The records =>
[start]
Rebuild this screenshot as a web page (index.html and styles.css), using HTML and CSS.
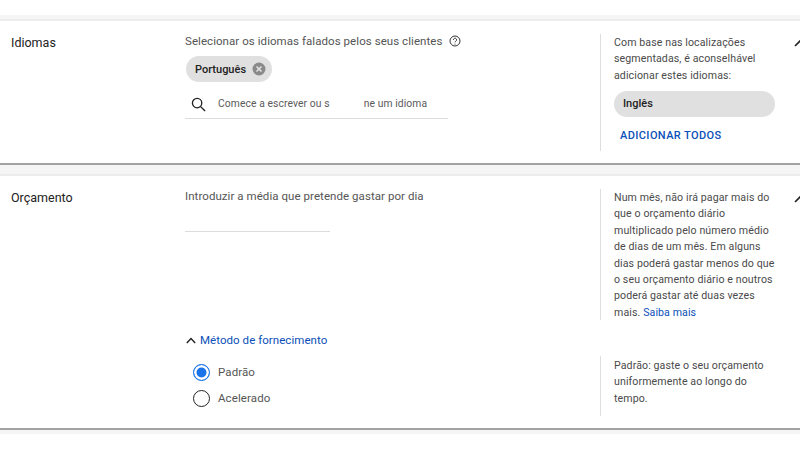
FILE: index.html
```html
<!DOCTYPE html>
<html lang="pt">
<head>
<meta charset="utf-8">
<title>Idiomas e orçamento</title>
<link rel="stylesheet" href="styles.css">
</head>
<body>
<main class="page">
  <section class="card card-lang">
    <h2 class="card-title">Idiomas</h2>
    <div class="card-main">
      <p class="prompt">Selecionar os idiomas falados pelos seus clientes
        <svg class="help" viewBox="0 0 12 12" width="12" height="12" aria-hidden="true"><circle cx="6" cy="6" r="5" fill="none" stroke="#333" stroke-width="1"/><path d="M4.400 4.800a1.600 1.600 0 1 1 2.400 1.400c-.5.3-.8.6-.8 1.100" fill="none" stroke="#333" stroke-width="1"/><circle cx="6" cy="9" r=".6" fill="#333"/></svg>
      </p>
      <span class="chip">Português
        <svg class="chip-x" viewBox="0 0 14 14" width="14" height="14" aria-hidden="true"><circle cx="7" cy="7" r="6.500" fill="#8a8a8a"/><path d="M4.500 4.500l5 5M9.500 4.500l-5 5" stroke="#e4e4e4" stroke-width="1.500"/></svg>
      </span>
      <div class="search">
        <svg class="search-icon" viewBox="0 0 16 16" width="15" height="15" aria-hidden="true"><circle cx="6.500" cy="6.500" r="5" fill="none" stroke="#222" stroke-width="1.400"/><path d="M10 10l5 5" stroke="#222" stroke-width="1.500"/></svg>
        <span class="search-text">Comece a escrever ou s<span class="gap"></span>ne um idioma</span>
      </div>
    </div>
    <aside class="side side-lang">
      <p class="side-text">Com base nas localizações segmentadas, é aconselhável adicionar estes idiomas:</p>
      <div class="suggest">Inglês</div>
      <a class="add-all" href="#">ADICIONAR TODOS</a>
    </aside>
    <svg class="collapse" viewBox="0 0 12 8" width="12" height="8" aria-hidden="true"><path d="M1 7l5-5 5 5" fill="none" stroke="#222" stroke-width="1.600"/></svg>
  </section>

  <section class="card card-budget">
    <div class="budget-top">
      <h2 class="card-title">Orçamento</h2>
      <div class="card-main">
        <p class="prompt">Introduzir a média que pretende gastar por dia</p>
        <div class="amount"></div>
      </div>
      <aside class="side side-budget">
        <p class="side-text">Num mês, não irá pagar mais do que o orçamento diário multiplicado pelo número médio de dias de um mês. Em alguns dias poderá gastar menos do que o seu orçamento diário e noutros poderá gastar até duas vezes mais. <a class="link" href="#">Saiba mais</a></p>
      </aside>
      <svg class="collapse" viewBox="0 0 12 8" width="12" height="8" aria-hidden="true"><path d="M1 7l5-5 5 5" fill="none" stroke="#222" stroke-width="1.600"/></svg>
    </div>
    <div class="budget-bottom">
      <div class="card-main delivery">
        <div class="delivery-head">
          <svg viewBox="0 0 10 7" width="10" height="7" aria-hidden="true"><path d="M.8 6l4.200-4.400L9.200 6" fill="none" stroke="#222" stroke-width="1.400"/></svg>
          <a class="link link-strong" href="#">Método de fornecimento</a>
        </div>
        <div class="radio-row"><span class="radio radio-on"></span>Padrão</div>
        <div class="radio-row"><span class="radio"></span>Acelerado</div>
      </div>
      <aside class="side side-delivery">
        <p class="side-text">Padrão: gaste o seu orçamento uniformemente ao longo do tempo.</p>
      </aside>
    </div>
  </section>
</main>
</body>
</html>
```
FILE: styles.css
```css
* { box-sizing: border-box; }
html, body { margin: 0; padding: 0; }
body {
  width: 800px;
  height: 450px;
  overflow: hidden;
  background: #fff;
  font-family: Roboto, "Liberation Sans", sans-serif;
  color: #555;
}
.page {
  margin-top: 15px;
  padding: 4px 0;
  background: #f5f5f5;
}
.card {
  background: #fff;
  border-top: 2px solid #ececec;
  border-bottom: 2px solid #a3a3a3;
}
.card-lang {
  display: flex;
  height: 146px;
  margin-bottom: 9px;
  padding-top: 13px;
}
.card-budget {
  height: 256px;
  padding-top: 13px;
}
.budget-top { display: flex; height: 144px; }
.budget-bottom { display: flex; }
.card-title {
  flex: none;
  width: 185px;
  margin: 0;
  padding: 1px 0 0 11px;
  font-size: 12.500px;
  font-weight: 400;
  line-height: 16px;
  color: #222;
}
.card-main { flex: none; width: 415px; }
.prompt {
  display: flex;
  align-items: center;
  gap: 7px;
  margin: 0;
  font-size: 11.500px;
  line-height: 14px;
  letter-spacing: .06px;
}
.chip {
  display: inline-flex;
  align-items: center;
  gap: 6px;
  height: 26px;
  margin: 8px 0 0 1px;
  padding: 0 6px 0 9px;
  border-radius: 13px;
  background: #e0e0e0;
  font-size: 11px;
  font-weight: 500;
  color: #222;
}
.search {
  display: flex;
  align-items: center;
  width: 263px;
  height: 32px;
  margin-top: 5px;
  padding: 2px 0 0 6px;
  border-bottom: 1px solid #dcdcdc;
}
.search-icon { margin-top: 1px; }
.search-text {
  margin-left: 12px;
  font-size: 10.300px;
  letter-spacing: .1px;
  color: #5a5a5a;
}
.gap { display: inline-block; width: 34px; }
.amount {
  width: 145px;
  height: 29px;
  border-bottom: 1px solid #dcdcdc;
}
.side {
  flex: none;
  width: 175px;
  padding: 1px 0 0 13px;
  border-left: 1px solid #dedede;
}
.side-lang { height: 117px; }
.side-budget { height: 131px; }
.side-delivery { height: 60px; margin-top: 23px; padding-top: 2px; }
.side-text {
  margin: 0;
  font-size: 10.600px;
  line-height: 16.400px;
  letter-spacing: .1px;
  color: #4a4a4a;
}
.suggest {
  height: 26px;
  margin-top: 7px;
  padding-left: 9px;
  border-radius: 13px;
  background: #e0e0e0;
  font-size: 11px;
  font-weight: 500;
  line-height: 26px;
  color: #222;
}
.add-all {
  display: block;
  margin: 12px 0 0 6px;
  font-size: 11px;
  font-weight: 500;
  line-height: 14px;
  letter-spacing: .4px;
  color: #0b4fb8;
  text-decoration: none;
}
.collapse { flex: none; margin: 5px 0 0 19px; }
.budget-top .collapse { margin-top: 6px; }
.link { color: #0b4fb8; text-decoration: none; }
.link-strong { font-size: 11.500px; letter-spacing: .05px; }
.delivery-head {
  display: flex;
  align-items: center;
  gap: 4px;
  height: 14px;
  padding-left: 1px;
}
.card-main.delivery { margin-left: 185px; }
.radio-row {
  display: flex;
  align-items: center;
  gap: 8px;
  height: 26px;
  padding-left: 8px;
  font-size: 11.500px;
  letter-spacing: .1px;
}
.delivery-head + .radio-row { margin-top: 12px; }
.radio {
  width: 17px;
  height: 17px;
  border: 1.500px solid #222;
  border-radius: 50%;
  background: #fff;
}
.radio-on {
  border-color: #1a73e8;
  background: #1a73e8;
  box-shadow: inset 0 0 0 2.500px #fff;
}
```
[end]
[start]
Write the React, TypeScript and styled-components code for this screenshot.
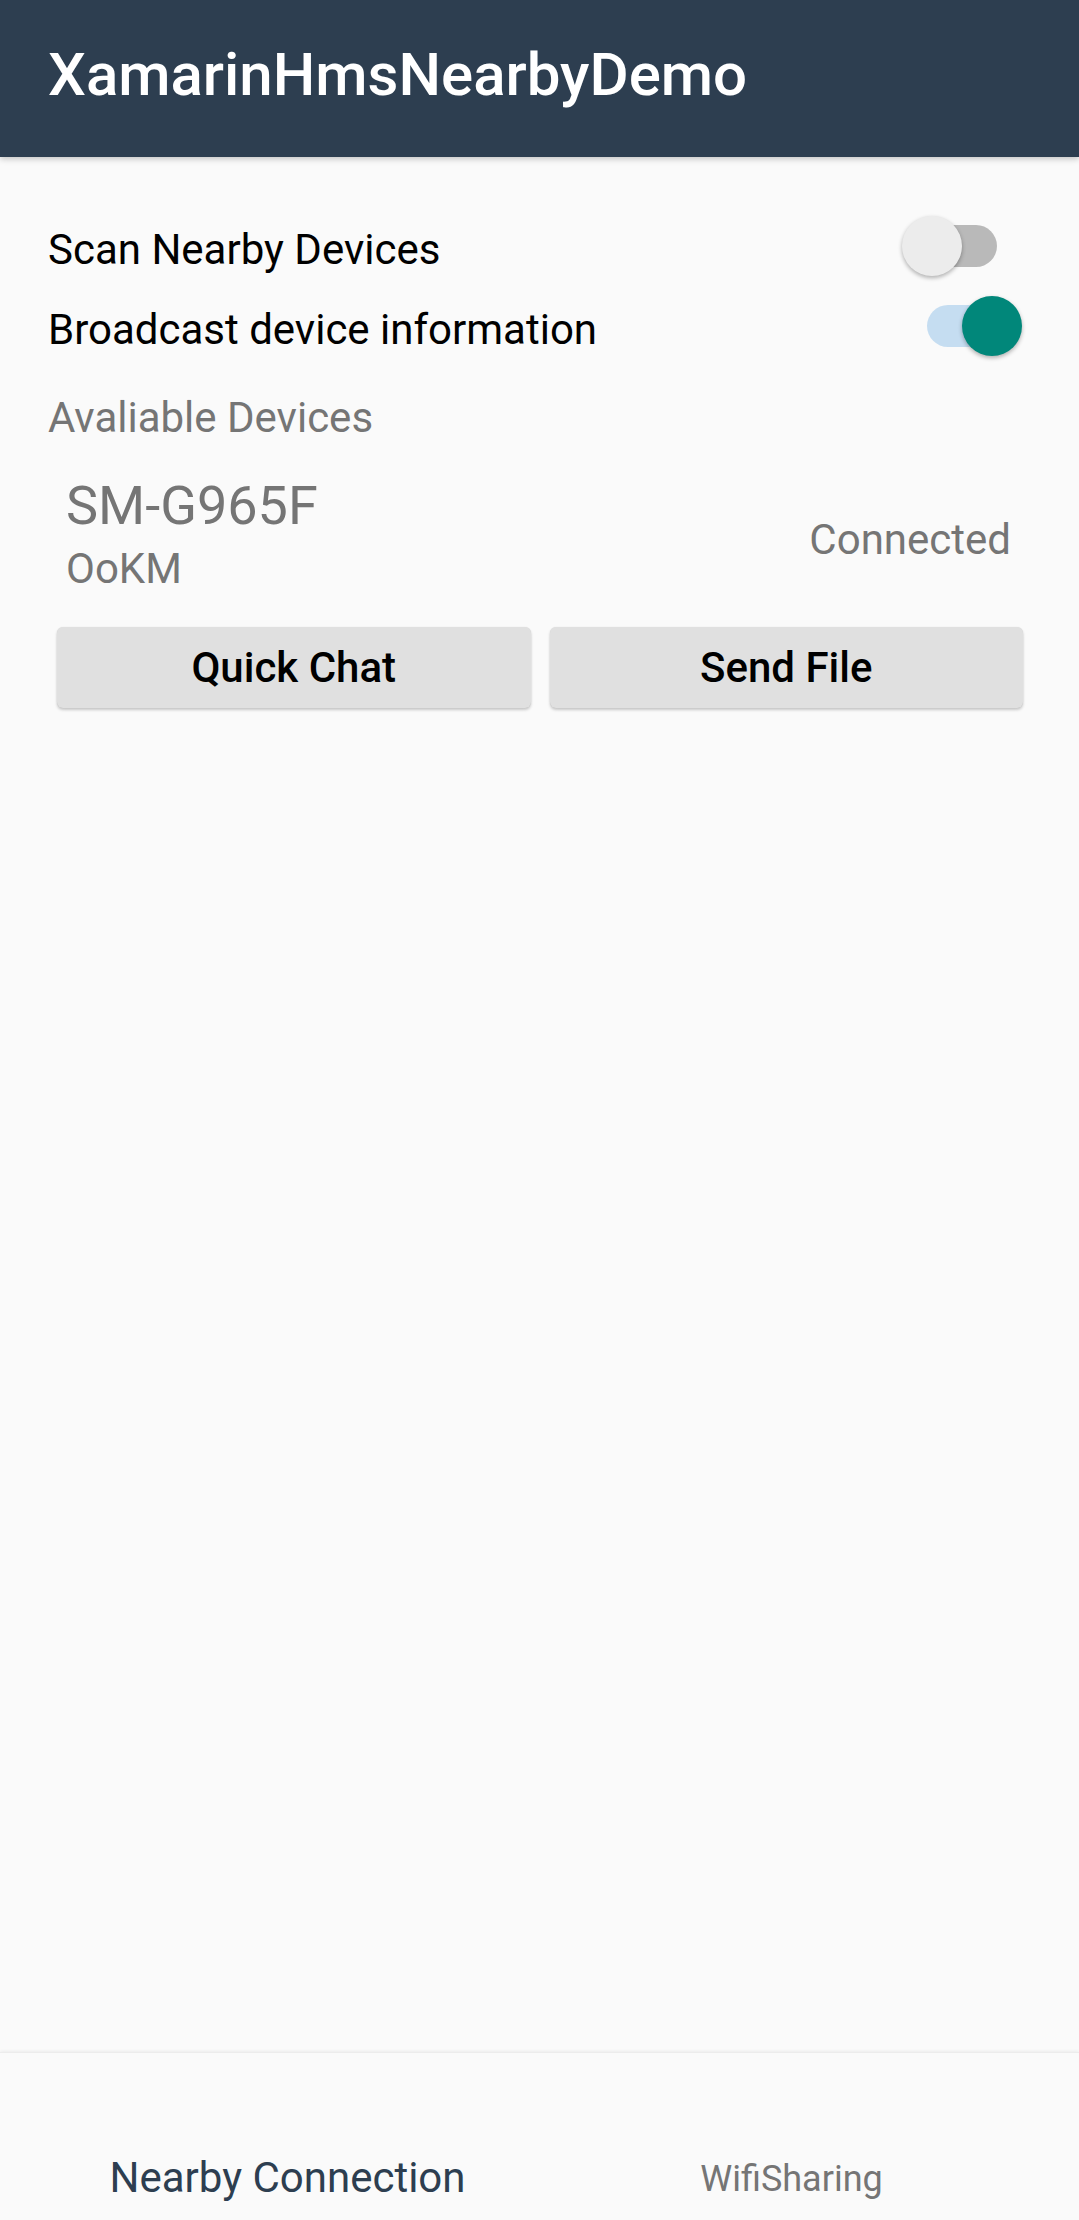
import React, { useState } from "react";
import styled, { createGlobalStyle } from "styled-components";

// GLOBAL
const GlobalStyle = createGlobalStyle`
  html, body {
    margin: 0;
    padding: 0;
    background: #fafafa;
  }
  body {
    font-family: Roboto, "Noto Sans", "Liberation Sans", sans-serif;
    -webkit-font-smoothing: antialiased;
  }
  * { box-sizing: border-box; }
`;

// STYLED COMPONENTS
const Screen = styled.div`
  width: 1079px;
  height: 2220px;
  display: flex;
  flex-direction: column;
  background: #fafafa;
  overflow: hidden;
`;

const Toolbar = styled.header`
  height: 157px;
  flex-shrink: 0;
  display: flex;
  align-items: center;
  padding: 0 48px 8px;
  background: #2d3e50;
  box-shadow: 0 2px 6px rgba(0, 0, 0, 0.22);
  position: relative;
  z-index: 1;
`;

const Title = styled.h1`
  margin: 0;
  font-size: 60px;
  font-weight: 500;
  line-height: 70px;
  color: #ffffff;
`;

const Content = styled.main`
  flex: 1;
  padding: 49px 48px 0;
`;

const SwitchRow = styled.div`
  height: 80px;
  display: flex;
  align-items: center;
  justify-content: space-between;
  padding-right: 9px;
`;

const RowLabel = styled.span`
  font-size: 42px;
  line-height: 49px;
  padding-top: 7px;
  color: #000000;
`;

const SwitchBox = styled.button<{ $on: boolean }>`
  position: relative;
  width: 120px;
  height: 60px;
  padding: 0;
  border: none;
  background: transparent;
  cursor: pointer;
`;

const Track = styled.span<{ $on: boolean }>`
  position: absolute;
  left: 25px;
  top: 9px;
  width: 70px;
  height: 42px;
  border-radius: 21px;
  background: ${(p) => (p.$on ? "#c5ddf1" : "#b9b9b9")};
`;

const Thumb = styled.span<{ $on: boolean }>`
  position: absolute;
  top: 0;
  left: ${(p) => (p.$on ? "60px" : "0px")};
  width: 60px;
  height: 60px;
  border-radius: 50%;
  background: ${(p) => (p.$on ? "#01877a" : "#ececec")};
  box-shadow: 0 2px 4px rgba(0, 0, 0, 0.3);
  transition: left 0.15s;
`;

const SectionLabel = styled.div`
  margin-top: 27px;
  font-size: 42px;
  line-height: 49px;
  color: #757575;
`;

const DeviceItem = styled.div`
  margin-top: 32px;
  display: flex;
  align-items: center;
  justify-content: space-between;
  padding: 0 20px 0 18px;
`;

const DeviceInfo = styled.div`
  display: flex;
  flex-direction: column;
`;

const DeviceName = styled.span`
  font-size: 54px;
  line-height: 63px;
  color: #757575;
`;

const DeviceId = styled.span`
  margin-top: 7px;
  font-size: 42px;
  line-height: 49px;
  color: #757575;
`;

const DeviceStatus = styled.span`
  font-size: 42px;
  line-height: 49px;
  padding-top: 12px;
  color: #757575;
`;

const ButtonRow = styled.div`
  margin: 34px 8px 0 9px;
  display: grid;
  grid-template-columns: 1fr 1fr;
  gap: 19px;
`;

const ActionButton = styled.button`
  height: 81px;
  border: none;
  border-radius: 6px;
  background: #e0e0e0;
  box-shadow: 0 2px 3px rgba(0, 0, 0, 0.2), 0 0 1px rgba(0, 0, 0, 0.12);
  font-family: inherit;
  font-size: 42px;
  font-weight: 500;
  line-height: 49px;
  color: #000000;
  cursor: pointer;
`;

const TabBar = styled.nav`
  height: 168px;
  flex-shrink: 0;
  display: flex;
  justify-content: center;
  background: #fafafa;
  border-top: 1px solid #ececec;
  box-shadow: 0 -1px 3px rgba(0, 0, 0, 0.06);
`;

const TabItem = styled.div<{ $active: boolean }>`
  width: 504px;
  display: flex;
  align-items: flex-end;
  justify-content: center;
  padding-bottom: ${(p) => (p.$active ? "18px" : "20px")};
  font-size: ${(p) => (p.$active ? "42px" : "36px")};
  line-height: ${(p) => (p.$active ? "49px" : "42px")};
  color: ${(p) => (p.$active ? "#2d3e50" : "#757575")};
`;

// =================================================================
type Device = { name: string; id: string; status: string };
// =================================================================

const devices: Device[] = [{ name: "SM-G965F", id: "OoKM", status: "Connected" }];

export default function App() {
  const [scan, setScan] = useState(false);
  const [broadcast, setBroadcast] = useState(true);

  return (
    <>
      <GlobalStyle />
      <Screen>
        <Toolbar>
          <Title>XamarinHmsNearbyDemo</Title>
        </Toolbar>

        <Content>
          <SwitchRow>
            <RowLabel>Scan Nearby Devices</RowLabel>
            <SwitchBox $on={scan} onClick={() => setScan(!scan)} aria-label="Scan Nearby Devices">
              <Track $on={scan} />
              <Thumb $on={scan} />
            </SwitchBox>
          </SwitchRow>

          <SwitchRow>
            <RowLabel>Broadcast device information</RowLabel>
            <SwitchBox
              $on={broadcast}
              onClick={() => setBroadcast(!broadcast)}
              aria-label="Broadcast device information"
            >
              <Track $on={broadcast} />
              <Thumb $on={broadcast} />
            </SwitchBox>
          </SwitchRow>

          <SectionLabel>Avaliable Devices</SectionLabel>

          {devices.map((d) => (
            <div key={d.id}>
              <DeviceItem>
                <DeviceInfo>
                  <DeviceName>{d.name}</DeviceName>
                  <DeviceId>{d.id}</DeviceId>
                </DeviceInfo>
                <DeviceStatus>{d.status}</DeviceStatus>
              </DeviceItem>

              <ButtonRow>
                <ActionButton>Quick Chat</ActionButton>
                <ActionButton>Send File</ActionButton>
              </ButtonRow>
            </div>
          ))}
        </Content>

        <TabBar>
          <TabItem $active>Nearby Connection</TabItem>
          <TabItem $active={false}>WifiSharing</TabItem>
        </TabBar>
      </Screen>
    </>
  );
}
[end]
Challenge =>
Among the lines of the material, find those that hold the word "page" and copy them.

Exercise response =>
Rebuild this screenshot as a web page (index.html and styles.css), using HTML and CSS.
<main class="page">
.page {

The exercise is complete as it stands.